新しい技術の発展に直面して、著作権法の権利制限規定は、絶えず見直す必要性に迫られている。現行の制限規定の中で、最も適用の可能性が高いのが引用の規定であるとされ、要件も一般条項に近い柔軟な規定であるといわれている。しかし、第三者の予測可能性が害されることのない判断が求められる。

(前掲髙部268頁)

 

JASRACが、引用については、著作権法32条の要件を検討するまでもなく、一律に削除要請を送り、ブログサービスのプロバイダーがJASRACに使用料を支払う方向に誘導する、というのがこの「第三者の予測可能性」の担保だとするならば、私はそれには、上記の理由から反対です。

 

また、黙ってそうしたブログサービスに移行すればいいじゃないか、はてなで歌詞を引用した文章を載せ続けるのはわがままだ、という意見もあるかもしれません。しかし、私は理由があってはてなブログを利用していますし、著作権法32条で許される適法な引用についてまでブログサービスプロバイダーがJASRACにお金を払う慣行を是とは思っていませんので、問題提起をしました。

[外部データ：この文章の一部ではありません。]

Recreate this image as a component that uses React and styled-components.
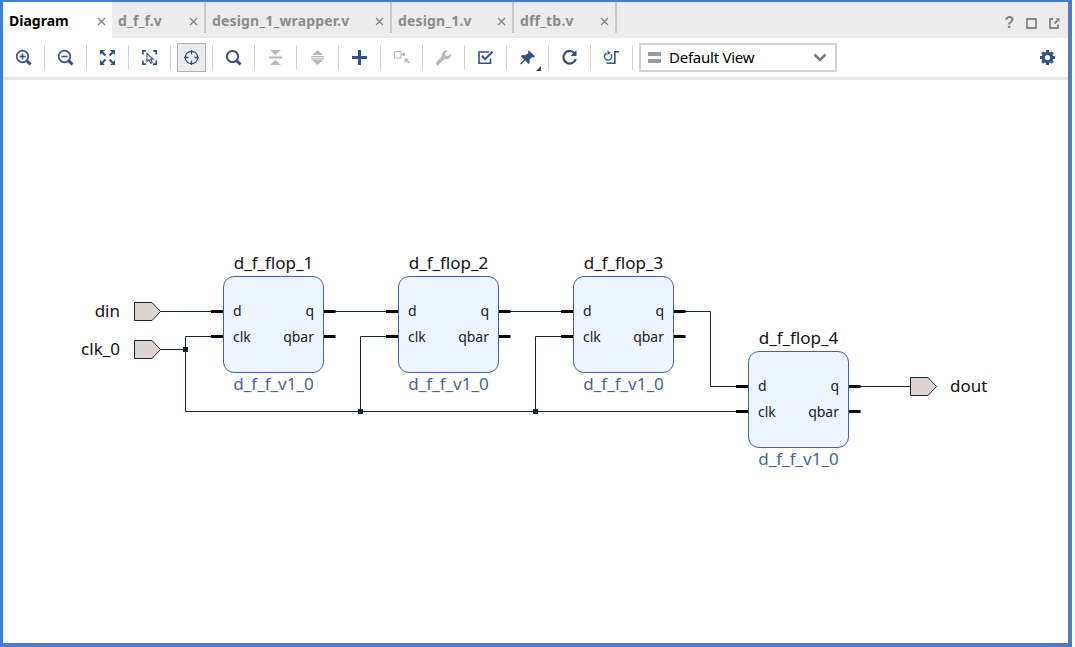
import React from 'react';
import styled, { createGlobalStyle } from 'styled-components';

const Global = createGlobalStyle`
  * { box-sizing: border-box; }
  body { margin: 0; background: #fff; font-family: "Noto Sans", "Open Sans", sans-serif; }
`;
const Frame = styled.div`
  width: 1072px; height: 647px; border: solid #487ccc; border-width: 2px 4px 4px 3px;
  background: #fff; display: flex; flex-direction: column; overflow: hidden;
`;
const TabBar = styled.div`
  height: 36px; flex: none; background: #ececec; display: flex; align-items: flex-start;
`;
const Tab = styled.div`
  width: ${p => p.$w}px; height: ${p => (p.$active ? 36 : 31)}px; flex: none;
  display: flex; align-items: flex-start; justify-content: space-between;
  padding: 9px 6px 0 6px;
  background: ${p => (p.$active ? '#fff' : '#ececec')};
  border-right: ${p => (p.$line ? '2px solid #c8c8c8' : '0')};
`;
const TabName = styled.span`
  font-size: 14px; line-height: 20px; font-weight: 700; white-space: nowrap;
  letter-spacing: ${p => (p.$active ? 0 : 0.17)}px;
  color: ${p => (p.$active ? '#000' : '#8b8b8b')};
`;
const Cross = styled.svg`width: 9px; height: 9px; margin-top: 6px; flex: none;`;
const WindowTools = styled.div`
  margin-left: auto; display: flex; gap: 11px; padding: 14px 8px 0 0; svg { display: block; }
`;
const Help = styled.span`
  width: 11px; height: 13px; font: 700 16px/14px "Liberation Sans", sans-serif; color: #858585; text-align: center;
`;
const Toolbar = styled.div`
  height: 42px; flex: none; display: flex; align-items: center; border-bottom: 3px solid #e6e6e6;
`;
const Slot = styled.div`
  width: 42px; height: 25px; flex: none; display: flex; align-items: center; justify-content: center;
  border-right: 1px solid #d4d4d4;
`;
const Button = styled.div`
  position: relative; width: 29px; height: 29px; flex: none; display: grid; place-items: center;
  border: 1px solid ${p => (p.$on ? '#b0b0b0' : 'transparent')};
  background: ${p => (p.$on ? '#ececec' : 'transparent')};
  svg { display: block; }
`;
const Corner = styled.span`
  position: absolute; right: 0; bottom: 0; width: 5px; height: 5px;
  background: #444; clip-path: polygon(100% 0, 100% 100%, 0 100%);
`;
const Select = styled.div`
  width: 198px; height: 29px; margin-left: 6px; border: 2px solid #d2d2d2; display: flex; align-items: center;
  padding: 0 8px 0 7px; font-size: 15px; letter-spacing: -0.25px; color: #000;
`;
const Bars = styled.span`
  width: 13px; height: 11px; border: solid #9a9a9a; border-width: 4px 0; margin-right: 8px;
`;
const SelectText = styled.span`flex: 1; line-height: 20px; padding-bottom: 2px;`;
const Settings = styled.div`margin: 0 13px 0 auto; svg { display: block; }`;
const Canvas = styled.div`position: relative; flex: 1;`;
const Wires = styled.svg`position: absolute; left: 0; top: 0; width: 1065px; height: 561px;`;
const Flop = styled.div`
  position: absolute; left: ${p => p.$x}px; top: ${p => p.$y}px; width: 101px; height: 97px;
  border: 1px solid #4463a4; border-radius: 11px; background: #edf5ff;
`;
const FlopName = styled.div`
  position: absolute; left: -20px; right: -20px; top: ${p => p.$top}px; text-align: center;
  font-size: 17px; line-height: 24px; color: ${p => p.$color};
`;
const Pins = styled.div`
  display: grid; grid-template-columns: auto auto; justify-content: space-between;
  padding: 21px 9px 0; font-size: 14px; line-height: 26px; color: #1c1c1c;
`;
const Pin = styled.span`text-align: ${p => (p.$out ? 'right' : 'left')};`;
const PortName = styled.div`
  position: absolute; top: ${p => p.$y}px; left: ${p => p.$x}px; width: 60px;
  text-align: ${p => p.$align}; font-size: 17px; line-height: 24px; color: #111;
`;

const navy = '#334f87';
const grey = '#b8b8b8';

const icons = {
  zoomIn: <svg width="17" height="17" fill="none" stroke={navy}><circle cx="7.5" cy="7.5" r="5.8" strokeWidth="1.7" /><path d="M11.5 11.5l4 4" strokeWidth="3" /><path d="M4.5 7.5h6M7.5 4.5v6" strokeWidth="1.6" /></svg>,
  zoomOut: <svg width="17" height="17" fill="none" stroke={navy}><circle cx="7.5" cy="7.5" r="5.8" strokeWidth="1.7" /><path d="M11.5 11.5l4 4" strokeWidth="3" /><path d="M4.5 7.5h6" strokeWidth="1.6" /></svg>,
  fit: (
    <svg width="17" height="17">
      <path d="M1 1h5L1 6zM16 1h-5l5 5zM1 16h5l-5-5zM16 16h-5l5-5z" fill={navy} />
      <path d="M3 3l3.500 3.500M14 3l-3.500 3.500M3 14l3.500-3.500M14 14l-3.500-3.500" stroke={navy} strokeWidth="2" />
    </svg>
  ),
  fitSel: (
    <svg width="17" height="17" fill="none" stroke={navy}>
      <path d="M1.800 5.500V1.800H5M12 1.800h3.200V5.500M1.800 11.500v3.700H5M12 15.200h3.200v-3.700" strokeWidth="1.700" />
      <path d="M6 4.500v8l2-1.800 1.700 3.500 1.600-.8-1.700-3.300h2.500z" strokeWidth="1.100" />
    </svg>
  ),
  target: <svg width="17" height="17" fill="none" stroke={navy}><circle cx="8.500" cy="8.500" r="6.200" strokeWidth="1.200" /><path d="M8.500 1v4.500M8.500 11.500V16M1 8.500h4.500M11.500 8.500H16" strokeWidth="1.300" /></svg>,
  search: <svg width="17" height="17" fill="none" stroke={navy}><circle cx="7.500" cy="7.500" r="5.600" strokeWidth="2" /><path d="M11.500 11.500l4 4" strokeWidth="3" /></svg>,
  collapse: <svg width="17" height="17" fill={grey}><path d="M3 1h11L8.500 6zM3 16h11L8.500 11zM2 7.500h13v2H2z" /></svg>,
  expand: <svg width="17" height="17" fill={grey}><path d="M3 6h11L8.500 1zM3 11h11l-5.500 5zM2 7h13v1.300H2zM2 9.200h13v1.300H2z" /></svg>,
  add: <svg width="17" height="17" stroke={navy} strokeWidth="3"><path d="M1 8.500h15M8.500 1v15" /></svg>,
  route: (
    <svg width="17" height="17" fill={grey}>
      <path d="M1.500 2.500h6.500v6.500h-6.500z" fill="none" stroke={grey} />
      <path d="M8 5h1.500V4h2.500v3H9.500V6H8zM11.500 9.500h4.500l-1.500 1.500 2 2v2l-3-2.800-2 1.800z" />
    </svg>
  ),
  wrench: <svg width="17" height="17"><path d="M2.700 14.300L9 8" stroke={grey} strokeWidth="3.500" strokeLinecap="round" /><path d="M12.500 1.500a4.500 4.500 0 1 0 3.300 3.300L13 7.300l-2.500-.600L10 4z" fill={grey} /></svg>,
  check: <svg width="17" height="17" fill="none" stroke={navy}><path d="M13.500 9.500v4.800H2V3H12" strokeWidth="1.600" /><path d="M4.800 6.800l3.300 3.300L15.500 2.800" strokeWidth="2" /></svg>,
  pin: <svg width="17" height="17" fill={navy}><path d="M10 1.500l6 6-1.300.9-1.500-.3-2.700 2.600.3 3-1.300 1.300-3.300-3.400L2 15.500l-.8-.8L5 10.500 1.800 7.300 3.100 6l3.200.2L9.300 4.300 9 2.500z" /></svg>,
  refresh: <svg width="17" height="17" fill="none" stroke={navy} strokeWidth="2.200"><path d="M14 4.800A6.300 6.300 0 1 0 14.800 10" /><path d="M15.500 1v6H9.500z" fill={navy} stroke="none" /></svg>,
  regen: (
    <svg width="17" height="17" fill="none" stroke={navy} strokeWidth="1.400">
      <path d="M3.600 4.200A3.600 3.600 0 1 0 7.800 5.200" />
      <path d="M3.500 14.200h8.300V2.700H16" strokeWidth="1.600" />
      <path d="M4.500 1.300v4.800l3.200-2.400z" fill={navy} stroke="none" />
    </svg>
  ),
};

const tabs = [
  { name: 'Diagram', w: 109, active: true },
  { name: 'd_f_f.v', w: 94, line: true },
  { name: 'design_1_wrapper.v', w: 186, line: true },
  { name: 'design_1.v', w: 122, line: true },
  { name: 'dff_tb.v', w: 103, line: true },
];
const flops = [[220, 196, 1], [395, 196, 2], [570, 196, 3], [745, 271, 4]];
const ink = '#10253a';

export default function App() {
  return (
    <><Global />
      <Frame>
        <TabBar>
          {tabs.map(t => (
            <Tab key={t.name} $w={t.w} $active={t.active} $line={t.line}>
              <TabName $active={t.active}>{t.name}</TabName>
              <Cross viewBox="0 0 9 9" stroke="#858585" strokeWidth="1.4"><path d="M1 1l7 7M8 1L1 8" /></Cross>
            </Tab>
          ))}
          <WindowTools>
            <Help>?</Help>
            <svg width="11" height="13" fill="none" stroke="#858585" strokeWidth="1.800"><path d="M1 3h9v9H1z" /></svg>
            <svg width="12" height="13" fill="none" stroke="#858585" strokeWidth="1.800"><path d="M5 3H2v9h8V8.500M6.500 7.500L9.500 4.500" /><path d="M7.500 2.200h4v4z" fill="#858585" stroke="none" /></svg>
          </WindowTools>
        </TabBar>
        <Toolbar>
          {Object.entries(icons).map(([name, icon]) => (
            <Slot key={name}><Button $on={name === 'target'}>{icon}{name === 'pin' && <Corner />}</Button></Slot>
          ))}
          <Select><Bars /><SelectText>Default View</SelectText>
            <svg width="14" height="9" fill="none" stroke="#7a7a7a" strokeWidth="2.500"><path d="M1.500 1.500L7 7l5.500-5.500" /></svg>
          </Select>
          <Settings>
            <svg width="15" height="15"><circle cx="7.500" cy="7.500" r="4.200" fill="none" stroke={navy} strokeWidth="3.200" /><path d="M7.500 0v3M7.500 12v3M0 7.500h3M12 7.500h3M2.200 2.200l2 2M10.800 10.800l2 2M12.800 2.200l-2 2M4.200 10.800l-2 2" stroke={navy} strokeWidth="3" /></svg>
          </Settings>
        </Toolbar>
        <Canvas>
          <Wires viewBox="3 80 1065 561" fill="none" stroke={ink}>
            <path d="M160 311.500h52M160 349.500h25.500M212 336.500h-26.500v75H737M335 311.500h52M510 311.500h52M387 336.500h-26.500v75M562 336.500h-26.500v75M685 311.500h25.500v75H737M860 386.500h50" />
            {[[134, 302], [134, 340], [910, 377]].map(([x, y]) => (
              <path key={`${x}-${y}`} d={`M${x + 0.5} ${y + 0.5}h17.500l8.500 9-8.500 9h-17.500z`} fill="#ddd4cf" />
            ))}
            <path d="M183 347h5v5h-5zM358 409h5v5h-5zM533 409h5v5h-5z" fill={ink} stroke="none" />
            {flops.map(([x, y, n]) => (
              <path key={n} stroke="#000" strokeWidth="3" d={`M${x - 9} ${y + 115.500}h12M${x - 9} ${y + 140.500}h12M${x + 104} ${y + 115.500}h11.500M${x + 104} ${y + 140.500}h11.500`} />
            ))}
          </Wires>
          {flops.map(([x, y, n]) => (
            <Flop key={n} $x={x} $y={y}>
              <FlopName $top={-26} $color="#111">d_f_flop_{n}</FlopName>
              <Pins><Pin>d</Pin><Pin $out>q</Pin><Pin>clk</Pin><Pin $out>qbar</Pin></Pins>
              <FlopName $top={95} $color="#4463a4">d_f_f_v1_0</FlopName>
            </Flop>
          ))}
          <PortName $x={57} $y={219} $align="right">din</PortName>
          <PortName $x={57} $y={257} $align="right">clk_0</PortName>
          <PortName $x={947} $y={294} $align="left">dout</PortName>
        </Canvas>
      </Frame>
    </>
  );
}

フジファブリックには、ライブに行く、CDを買う、DVDを買う、ツアーTシャツを買う、ポップコーンを買う、コーヒーを買う、何でも買う、といった方法で、献金を続けたいと思います。

 

さて、著作権引用問題についてはいったん書ききった、と思いますので、明日からまた、フジファブリックファンサイトに戻ります。JASRACには、さらに考えを深めた上で、直接問い合わせをするかもしれません。その時は、機会があればまたブログに書きます。

 

長々と、マニアックな文章にお付き合い頂き、ありがとうございました。